Researchers in related fields have been studying the impact of TOD modes on resident travel behavior ever since the concept of TOD was first proposed and adopted. In this study, the impact area of TOD stations was first determined, and then indicators were selected from three primary TOD evaluation indicators, namely, accessibility, diversity, and connectivity. These indicators were used to create a TOD index evaluation system, after which the stations were classified via cluster analysis. To gain a better understanding of the difference in travel behavior between residents living in TOD and non-TOD areas, the propensity score matching method was applied to attenuate the impact of self-selection behavior, which also affects travel behavior.

The results show that residents in TOD and non-TOD areas have different travel behavior characteristics. Travelers in TOD areas live in areas with relatively well-developed land functions and facilities, and they prefer to take public transportation or non-motorized vehicles, whereas travelers in non-TOD areas are more inclined to use private cars. In TOD areas, the number of jobs and connecting bus routes have a significant impact on trip frequency, whereas in non-TOD areas, built environment information has no discernible impact on trip frequency.

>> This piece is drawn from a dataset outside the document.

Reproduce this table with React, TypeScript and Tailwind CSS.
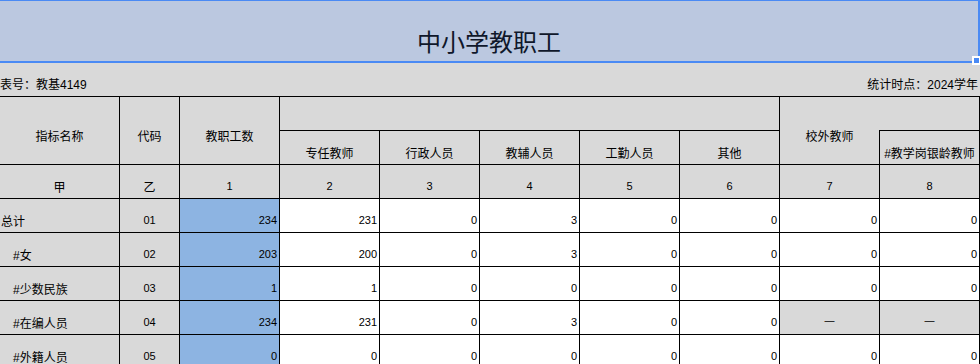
const FONT = "font-['Liberation_Sans','Noto_Sans_CJK_SC',sans-serif]";

type Row = {
  name: string;
  indent: boolean;
  code: string;
  total: string;
  values: string[];
};

const rows: Row[] = [
  { name: "总计", indent: false, code: "01", total: "234", values: ["231", "0", "3", "0", "0", "0", "0"] },
  { name: "#女", indent: true, code: "02", total: "203", values: ["200", "0", "3", "0", "0", "0", "0"] },
  { name: "#少数民族", indent: true, code: "03", total: "1", values: ["1", "0", "0", "0", "0", "0", "0"] },
  { name: "#在编人员", indent: true, code: "04", total: "234", values: ["231", "0", "3", "0", "0", "—", "—"] },
  { name: "#外籍人员", indent: true, code: "05", total: "0", values: ["0", "0", "0", "0", "0", "0", "0"] },
];

const cell = "border-r border-b border-black flex";
const subHeads = ["专任教师", "行政人员", "教辅人员", "工勤人员", "其他"];
const numbers = ["1", "2", "3", "4", "5", "6", "7", "8"];

const App = () => {
  return (
    <div className={`${FONT} w-[980px] h-[364px] overflow-hidden bg-[#d9d9d9] text-black`}>
      {/* title band, selected cell */}
      <div className="relative h-[63px] border-t border-b-2 border-r-2 border-[#4a8af4] bg-[#bbc8e0] flex items-end justify-center pb-[5px]">
        <div className="text-[24px] leading-[26px] text-[#0f172a] font-['Liberation_Serif','Noto_Sans_CJK_SC',serif]">
          中小学教职工
        </div>
        <div className="absolute right-[-3px] bottom-[-4px] w-[9px] h-[9px] border-2 border-white bg-[#4a8af4]" />
      </div>

      <div className="h-[33px] flex items-end justify-between pb-[4px] pr-[2px] text-[12px] leading-[14px]">
        <div>表号：教基4149</div>
        <div>统计时点：2024学年</div>
      </div>

      <div className="grid grid-cols-[120px_60px_repeat(8,100px)] auto-rows-[34px] border-t border-black text-[12px] leading-[14px]">
        <div className={`${cell} row-span-2 items-end justify-center pb-[20px]`}>指标名称</div>
        <div className={`${cell} row-span-2 items-end justify-center pb-[20px]`}>代码</div>
        <div className={`${cell} row-span-2 items-end justify-center pb-[20px]`}>教职工数</div>
        <div className={`${cell} col-span-5`} />
        <div className={`${cell} row-span-2 items-end justify-center pb-[20px]`}>校外教师</div>
        <div className="border-b border-r border-black ml-[-1px] bg-[#d9d9d9]" />
        {subHeads.map((h) => (
          <div key={h} className={`${cell} items-end justify-center pb-[3px]`}>
            {h}
          </div>
        ))}
        <div className={`${cell} ml-[-1px] border-l items-end justify-center pb-[3px] whitespace-nowrap overflow-visible`}>
          #教学岗银龄教师
        </div>

        <div className={`${cell} items-end justify-center pb-[3px]`}>甲</div>
        <div className={`${cell} items-end justify-center pb-[3px]`}>乙</div>
        {numbers.map((n) => (
          <div key={n} className={`${cell} items-end justify-center pb-[5px] text-[11px] leading-[13px]`}>
            {n}
          </div>
        ))}

        {rows.map((r) => (
          <div key={r.code} className="contents">
            <div className={`${cell} items-end pb-[3px] ${r.indent ? "pl-[13px]" : "pl-[1px]"}`}>{r.name}</div>
            <div className={`${cell} items-end justify-center pb-[5px] text-[11px] leading-[13px]`}>{r.code}</div>
            <div className={`${cell} items-end justify-end pb-[5px] pr-[2px] bg-[#8db4e2] text-[11px] leading-[13px]`}>
              {r.total}
            </div>
            {r.values.map((v, i) =>
              v === "—" ? (
                <div
                  key={i}
                  className={`${cell} items-end justify-center pb-[7px] bg-[#d9d9d9] text-[10px] leading-[12px] font-['Liberation_Sans',sans-serif]`}
                >
                  —
                </div>
              ) : (
                <div
                  key={i}
                  className={`${cell} items-end justify-end pb-[5px] pr-[2px] bg-white text-[11px] leading-[13px]`}
                >
                  {v}
                </div>
              )
            )}
          </div>
        ))}
      </div>
    </div>
  );
};

export default App;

In summary, this study contributes to the research and analysis of the impact of TOD modes on the travel behavior of residents and provides guidance to urban planners for the implementation of TOD modes. Future work can focus on the following two directions. First, the connotation of TOD constantly changes over time, so it must be studied in the context of the current TOD development situation in China. Second, owing to the lack of personal data regarding Beijing residents, this paper cannot prove the accuracy of the economic attributes of travelers inferred from their choices of residential and entertainment areas. Accordingly, relevant data can be obtained via questionnaires or cell phone signaling data in future studies.